Theoretical insight into Ar–O2 surface-wave microwave discharges

Abstract

A zero-dimensional kinetic model has been developed to investigate the coupled electron and heavy-particle kinetics in Ar–O2 surface-wave microwave discharges generated in long cylindrical tubes, such as those launched with a surfatron or a surfaguide. The model has been validated by comparing the calculated electron temperature and species densities with experimental data available in the literature for different discharge conditions. Systematic studies have been carried out for a surface-wave discharge generated with 2.45 GHz field frequency in a 1 cm diameter quartz tube in Ar–O2 mixture at 0.5–3 Torr pressures, which are typical conditions found in different applications. The calculations have been performed for the critical electron density for surface-wave propagation, ne = 3.74 × 1011 cm−3.It has been found that the sustaining electric field decreases with Ar percentage in the mixture, while the electron kinetic temperature exhibits a minimum at about 80%Ar. The charged and neutral species densities have been calculated for different mixture compositions, from pure O2 to pure Ar, and their creation and destruction processes have been identified.
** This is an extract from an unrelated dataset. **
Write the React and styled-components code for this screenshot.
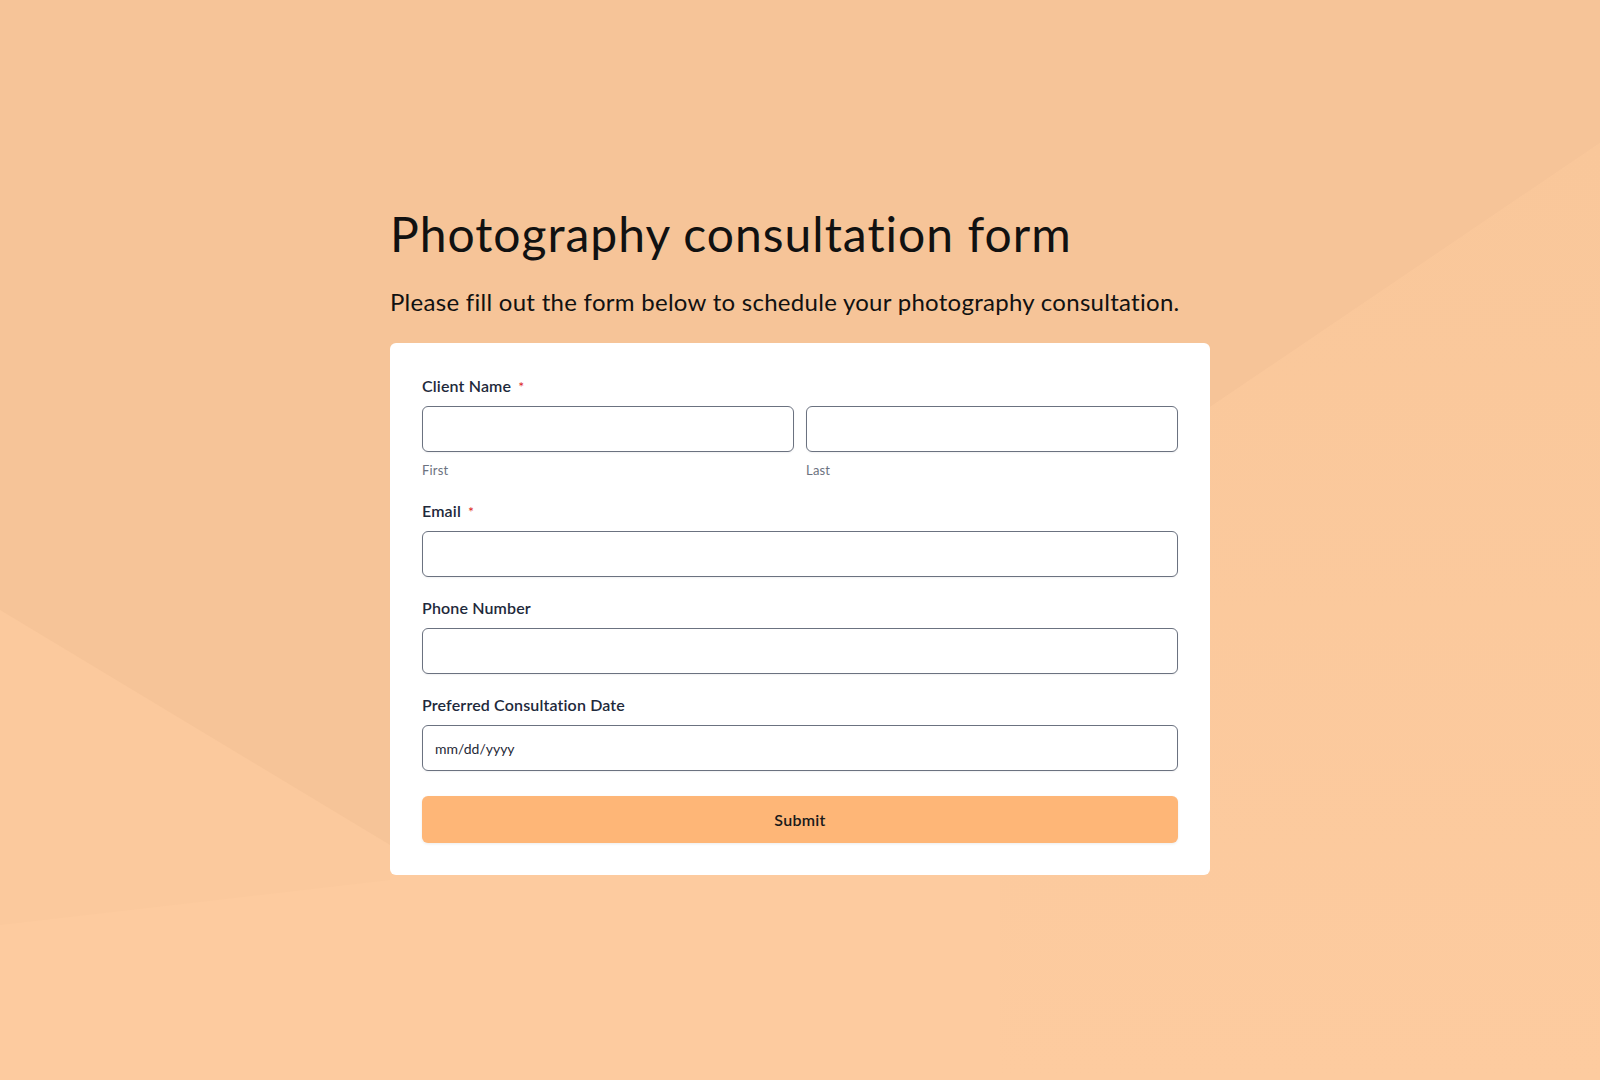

The O2 dissociation degree increases with Ar addition into O2 and dissociation degrees as high as 60% can be achieved. Furthermore, it has been demonstrated that the dissociation degree increases with the discharge tube radius, but decreases with the atomic surface recombination of O-atoms. The density of O− negative ions is very high in the plasma, the electronegativity of the discharge can be higher than 1, depending on the discharge conditions.